Task objective:
Filter the listing and keep only the lines with the word "page".

>>>>

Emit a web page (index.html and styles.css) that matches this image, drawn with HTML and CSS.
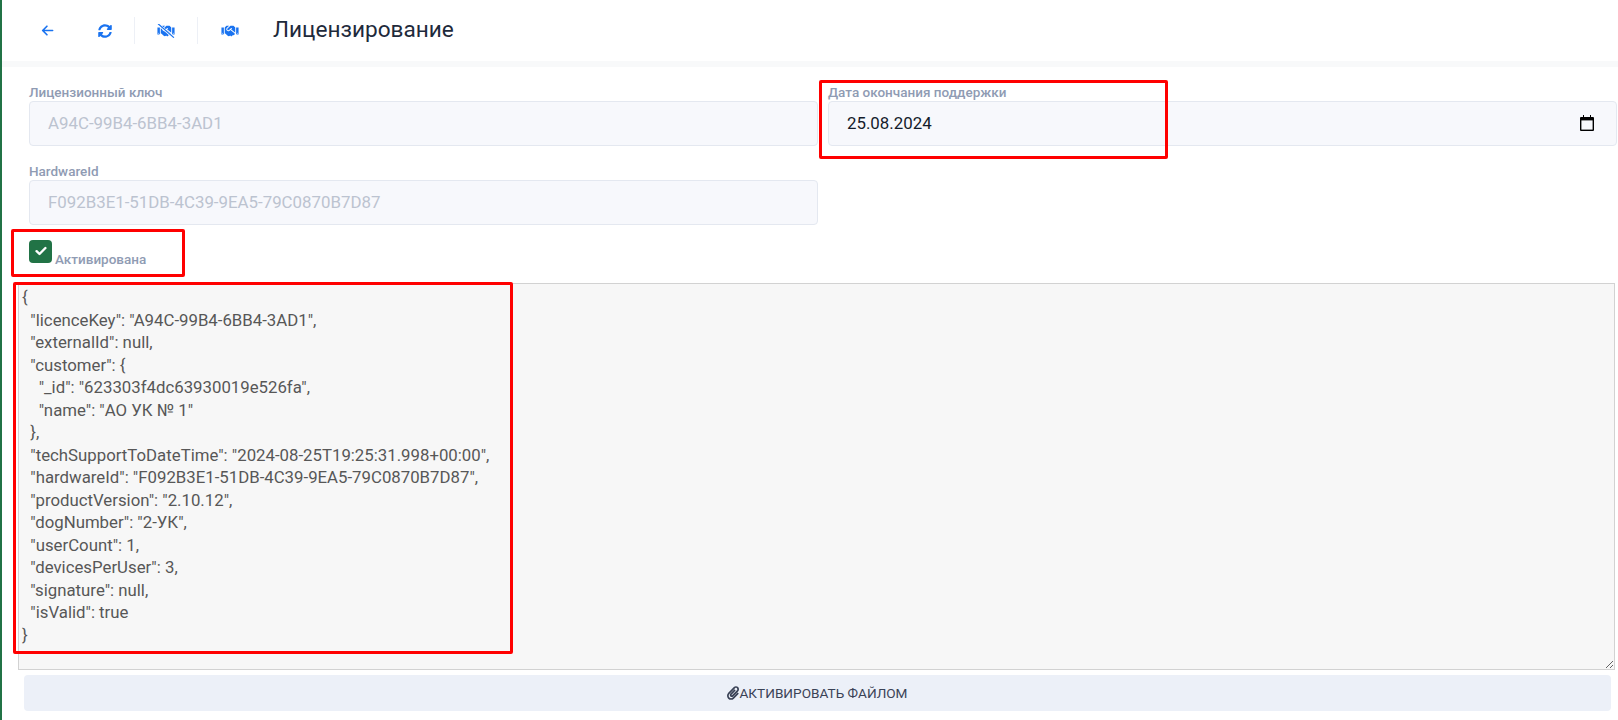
FILE: index.html
```html
<!DOCTYPE html>
<html lang="ru">
<head>
<meta charset="utf-8">
<title>Лицензирование</title>
<link rel="stylesheet" href="styles.css">
</head>
<body>
<svg class="defs" width="0" height="0" aria-hidden="true">
  <defs>
    <symbol id="handshake" viewBox="0 0 640 512"><path fill="currentColor" d="M434.7 64h-85.9c-8 0-15.7 3-21.6 8.4l-98.3 90c-.1.1-.2.3-.3.4-16.6 15.6-16.3 40.5-2.1 56 12.7 13.9 39.4 17.6 56.1 2.7.1-.1.3-.1.4-.2l79.9-73.2c6.5-5.9 16.7-5.5 22.6 1 6 6.5 5.5 16.6-1 22.6l-26.1 23.9L504 313.8c2.9 2.4 5.5 5 7.9 7.7V128l-54.6-54.6c-5.9-6-14.1-9.4-22.6-9.4zM544 128.2v223.9c0 17.7 14.3 32 32 32h64V128.2h-96zm48 223.9c-8.8 0-16-7.2-16-16s7.2-16 16-16 16 7.2 16 16-7.2 16-16 16zM0 384h64c17.7 0 32-14.3 32-32V128.2H0V384zm48-63.9c8.8 0 16 7.2 16 16s-7.2 16-16 16-16-7.2-16-16c0-8.9 7.2-16 16-16zm435.9 18.6L334.6 217.5l-30 27.5c-29.7 27.1-75.2 24.5-101.7-4.4-26.9-29.4-24.8-74.9 4.4-101.7L289.1 64h-83.8c-8.5 0-16.6 3.4-22.6 9.4L128 128v223.9h18.3l90.5 81.9c27.4 22.3 67.7 18.1 90-9.3l.2-.2 17.9 15.5c15.9 13 39.4 10.5 52.3-5.4l31.4-38.6 5.4 4.4c13.7 11.1 33.9 9.1 45-4.7l9.5-11.7c11.2-13.8 9.1-33.9-4.6-45.1z"/></symbol>
  </defs>
</svg>
<div class="page">
  <header class="toolbar">
    <button class="tool tool-back" type="button" aria-label="Назад">
      <svg class="ico-arrow" viewBox="0 0 14 14"><path d="M12.5 7H2M6.4 2.4 1.8 7l4.6 4.6" fill="none" stroke="currentColor" stroke-width="1.8" stroke-linecap="round" stroke-linejoin="round"/></svg>
    </button>
    <button class="tool tool-sync" type="button" aria-label="Обновить">
      <svg class="ico-sync" viewBox="0 0 512 512"><path fill="currentColor" d="M370.72 133.28C339.458 104.008 298.888 87.962 255.848 88c-77.458.068-144.328 53.178-162.791 126.85-1.344 5.363-6.122 9.15-11.651 9.15H24.103c-7.498 0-13.194-6.807-11.807-14.176C33.933 94.924 134.813 8 256 8c66.448 0 126.791 26.136 171.315 68.685L463.03 40.97C478.149 25.851 504 36.559 504 57.941V192c0 13.255-10.745 24-24 24H345.941c-21.382 0-32.09-25.851-16.971-40.971l41.75-41.749zM32 296h134.059c21.382 0 32.09 25.851 16.971 40.971l-41.75 41.75c31.262 29.273 71.835 45.319 114.876 45.28 77.418-.07 144.315-53.144 162.787-126.849 1.344-5.363 6.122-9.15 11.651-9.15h57.304c7.498 0 13.194 6.807 11.807 14.176C478.067 417.076 377.187 504 256 504c-66.448 0-126.791-26.136-171.315-68.685L48.97 471.03C33.851 486.149 8 475.441 8 454.059V320c0-13.255 10.745-24 24-24z"/></svg>
    </button>
    <span class="sep"></span>
    <button class="tool tool-slash" type="button" aria-label="Деактивировать">
      <svg class="ico-hand" viewBox="0 0 640 512"><use href="#handshake"/><path d="M40 10 600 500" stroke="#fff" stroke-width="90" fill="none"/><path d="M30 -10 610 500" stroke="currentColor" stroke-width="44" fill="none"/></svg>
    </button>
    <span class="sep"></span>
    <button class="tool tool-hand" type="button" aria-label="Активировать">
      <svg class="ico-hand" viewBox="0 0 640 512"><use href="#handshake"/></svg>
    </button>
    <h1 class="title">Лицензирование</h1>
  </header>
  <div class="band"></div>
  <main class="content">
    <div class="fields">
      <div class="field">
        <div class="field-label">Лицензионный ключ</div>
        <div class="field-box is-disabled">A94C-99B4-6BB4-3AD1</div>
      </div>
      <div class="field">
        <div class="field-label">Дата окончания поддержки</div>
        <div class="field-box is-date">
          <span>25.08.2024</span>
          <svg class="ico-cal" viewBox="0 0 14 16"><path fill="#000" d="M3 0h1v2h6V0h1v2h2a1 1 0 0 1 1 1v12a1 1 0 0 1-1 1H1a1 1 0 0 1-1-1V3a1 1 0 0 1 1-1h2z"/><rect x="1.4" y="5.4" width="11.2" height="9.2" fill="#f7f8fc"/></svg>
        </div>
      </div>
      <div class="field">
        <div class="field-label">HardwareId</div>
        <div class="field-box is-disabled">F092B3E1-51DB-4C39-9EA5-79C0870B7D87</div>
      </div>
    </div>
    <div class="activated">
      <span class="check"><svg viewBox="0 0 12 10"><path d="M1.6 5.2 4.5 8l5.9-6" fill="none" stroke="#fff" stroke-width="2.4" stroke-linecap="round" stroke-linejoin="round"/></svg></span>
      <span class="check-label">Активирована</span>
    </div>
    <textarea class="json" readonly spellcheck="false">{
  "licenceKey": "A94C-99B4-6BB4-3AD1",
  "externalId": null,
  "customer": {
    "_id": "623303f4dc63930019e526fa",
    "name": "АО УК № 1"
  },
  "techSupportToDateTime": "2024-08-25T19:25:31.998+00:00",
  "hardwareId": "F092B3E1-51DB-4C39-9EA5-79C0870B7D87",
  "productVersion": "2.10.12",
  "dogNumber": "2-УК",
  "userCount": 1,
  "devicesPerUser": 3,
  "signature": null,
  "isValid": true
}</textarea>
    <button class="activate" type="button">
      <svg class="ico-clip" viewBox="0 0 448 512"><path fill="currentColor" d="M43.246 466.142c-58.43-60.289-57.341-157.511 1.386-217.581L254.392 34c44.316-45.332 116.351-45.336 160.671 0 43.89 44.894 43.943 117.329 0 162.276L232.214 383.128c-29.855 30.537-78.633 30.111-107.982-.998-28.275-29.97-27.368-77.473 1.452-106.953l143.743-146.835c6.182-6.314 16.312-6.422 22.626-.241l22.861 22.379c6.315 6.182 6.422 16.312.241 22.626L171.427 319.927c-4.932 5.045-5.236 13.428-.648 18.292 4.372 4.634 11.245 4.711 15.688.165l182.849-186.851c19.613-20.062 19.613-52.725-.011-72.798-19.189-19.627-49.957-19.637-69.154 0L90.39 293.295c-34.763 35.56-35.299 93.12-1.191 128.313 34.01 35.093 88.985 35.137 123.058.286l172.06-175.999c6.177-6.319 16.307-6.433 22.626-.256l22.877 22.364c6.319 6.177 6.434 16.307.256 22.626l-172.06 175.998c-59.576 60.938-155.943 60.216-214.77-.485z"/></svg>АКТИВИРОВАТЬ ФАЙЛОМ
    </button>
  </main>
</div>
<div class="mark mark-date"></div>
<div class="mark mark-check"></div>
<div class="mark mark-json"></div>
</body>
</html>
```
FILE: styles.css
```css
* { box-sizing: border-box; }
html, body { margin: 0; padding: 0; height: 100%; overflow: hidden; background: #fff; }
body { position: relative; font-family: Roboto, "Noto Sans", sans-serif; color: #1e2a3b; }
.defs { position: absolute; }
.page { min-height: 720px; border-left: 2px solid #217346; }

.toolbar { height: 61px; display: flex; align-items: center; padding-left: 36px; }
.tool { border: 0; background: none; padding: 0; color: #1a73f0; display: flex; align-items: center; justify-content: center; }
.tool-back { width: 18px; height: 20px; }
.tool-sync { width: 18px; height: 20px; margin-left: 40px; }
.sep { width: 1px; height: 27px; background: #edf0f6; }
.tool-sync + .sep { margin-left: 20px; }
.tool-slash { width: 18px; height: 20px; margin-left: 22px; }
.tool-slash + .sep { margin-left: 22px; }
.tool-hand { width: 18px; height: 20px; margin-left: 23px; }
.ico-arrow { width: 13px; height: 13px; }
.ico-sync { width: 14px; height: 14px; }
.ico-hand { width: 18px; height: 14px; }
.title { margin: 0 0 2px 34px; font-size: 22.6px; font-weight: 400; line-height: 30px; color: #1e2a3b; }

.band { height: 6px; background: #f8f9fa; }

.content { padding: 20px 0 0 16px; }
.fields { display: grid; grid-template-columns: 789px 789px; column-gap: 10px; row-gap: 20px; padding-left: 11px; }
.field-label { font-size: 13.5px; font-weight: 500; line-height: 11px; height: 14px; color: #8f9bb3; white-space: nowrap; }
.field-box { height: 45px; border: 1px solid #e4e8f0; border-radius: 4px; background: #f7f8fc; padding: 0 18px 2px; display: flex; align-items: center; font-size: 16.85px; font-weight: 400; color: #bcc3d0; }
.field-box.is-date { color: #141c2b; justify-content: space-between; padding-right: 22px; padding-bottom: 2px; }
.ico-cal { width: 14px; height: 16px; display: block; }

.activated { display: flex; align-items: flex-end; height: 24px; margin: 14px 0 0 11px; }
.check { width: 23px; height: 23px; border-radius: 4px; background: #217346; display: flex; align-items: center; justify-content: center; }
.check svg { width: 12px; height: 10px; margin-top: -2px; }
.check-label { font-size: 13.5px; font-weight: 500; line-height: 15px; color: #8f9bb3; margin-left: 3px; position: relative; top: 4px; }

.json { display: block; width: 1597px; height: 387px; margin: 20px 0 0; padding: 2px 3px; border: 1px solid #d2d2d2; border-radius: 0; background: #f7f7f7; outline: 0; font-family: Roboto, sans-serif; font-size: 16.8px; line-height: 22.5px; color: #575757; white-space: pre; resize: both; overflow: hidden; }

.activate { display: flex; align-items: center; justify-content: center; width: 1587px; height: 36px; margin: 5px 0 0 6px; border: 0; border-radius: 4px; background: #ecf0f8; font-family: Roboto, sans-serif; font-size: 13.6px; color: #3a4256; padding: 0; }
.ico-clip { width: 12px; height: 14px; color: #3a4256; }

.mark { position: absolute; border: 3px solid #f00; border-radius: 2px; pointer-events: none; }
.mark-date { left: 819px; top: 80px; width: 349px; height: 79px; }
.mark-check { left: 11px; top: 229px; width: 174px; height: 48px; }
.mark-json { left: 13px; top: 282px; width: 500px; height: 372px; }
```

<<<<

The output:
Emit a web page (index.html and styles.css) that matches this image, drawn with HTML and CSS.
<div class="page">
.page { min-height: 720px; border-left: 2px solid #217346; }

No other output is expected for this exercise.